▶ Goal:
Check each line below for the word "React", and copy those that have it.

--*--

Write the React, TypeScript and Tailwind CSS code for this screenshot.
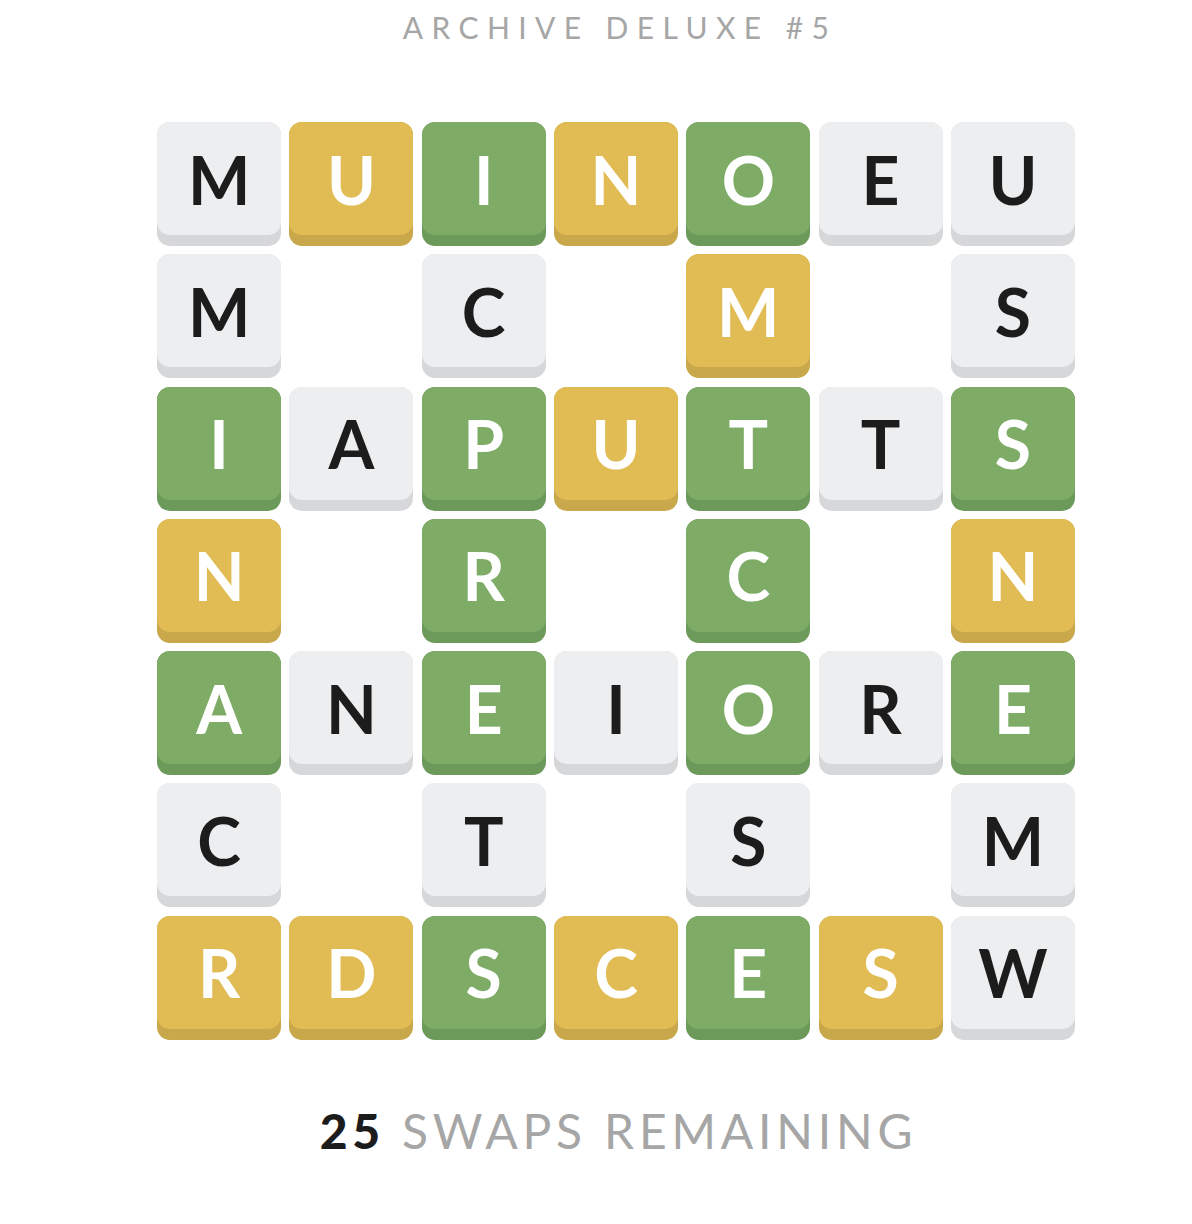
import React from 'react';

type Tone = 'g' | 'y' | 'G' | null;

const rows: [string, Tone][][] = [
  [['M', 'g'], ['U', 'y'], ['I', 'G'], ['N', 'y'], ['O', 'G'], ['E', 'g'], ['U', 'g']],
  [['M', 'g'], ['', null], ['C', 'g'], ['', null], ['M', 'y'], ['', null], ['S', 'g']],
  [['I', 'G'], ['A', 'g'], ['P', 'G'], ['U', 'y'], ['T', 'G'], ['T', 'g'], ['S', 'G']],
  [['N', 'y'], ['', null], ['R', 'G'], ['', null], ['C', 'G'], ['', null], ['N', 'y']],
  [['A', 'G'], ['N', 'g'], ['E', 'G'], ['I', 'g'], ['O', 'G'], ['R', 'g'], ['E', 'G']],
  [['C', 'g'], ['', null], ['T', 'g'], ['', null], ['S', 'g'], ['', null], ['M', 'g']],
  [['R', 'y'], ['D', 'y'], ['S', 'G'], ['C', 'y'], ['E', 'G'], ['S', 'y'], ['W', 'g']],
];

const tones = {
  g: { base: 'bg-[#d6d7d9]', face: 'bg-[#edeef0] text-[#1c1c1c]' },
  y: { base: 'bg-[#c8a84a]', face: 'bg-[#e1bc54] text-white' },
  G: { base: 'bg-[#6c9a5a]', face: 'bg-[#7eac67] text-white' },
};

function Tile({ letter, tone }: { letter: string; tone: Tone }) {
  if (!tone) return <div className="w-[124px] h-[124px]" />;
  const t = tones[tone];
  return (
    <div className={`w-[124px] h-[124px] rounded-[13px] pb-[11px] ${t.base}`}>
      <div
        className={`h-full w-full rounded-[13px] flex items-center justify-center pt-[2px] text-[66px] font-bold leading-none ${t.face}`}
      >
        {letter}
      </div>
    </div>
  );
}

export default function App() {
  return (
    <div className="min-h-[1224px] bg-white pl-10 flex flex-col items-center font-['Lato',sans-serif]">
      <h1 className="mt-[10px] pl-[8px] text-[30px] leading-[34px] tracking-[0.28em] text-[#a6a6a6] font-normal">
        ARCHIVE DELUXE #5
      </h1>
      <div className="mt-[78px] grid grid-cols-[repeat(7,124px)] gap-[8.3px]">
        {rows.flatMap((row, r) =>
          row.map(([letter, tone], c) => <Tile key={`${r}-${c}`} letter={letter} tone={tone} />)
        )}
      </div>
      <div className="mt-[62px] pl-[5px] text-[48px] leading-[58px] tracking-[0.1em] text-[#a6a6a6]">
        <span className="font-black text-[#1c1c1c]">25</span> SWAPS REMAINING
      </div>
    </div>
  );
}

--*--

▶ Solution for this exercise:
Write the React, TypeScript and Tailwind CSS code for this screenshot.
import React from 'react';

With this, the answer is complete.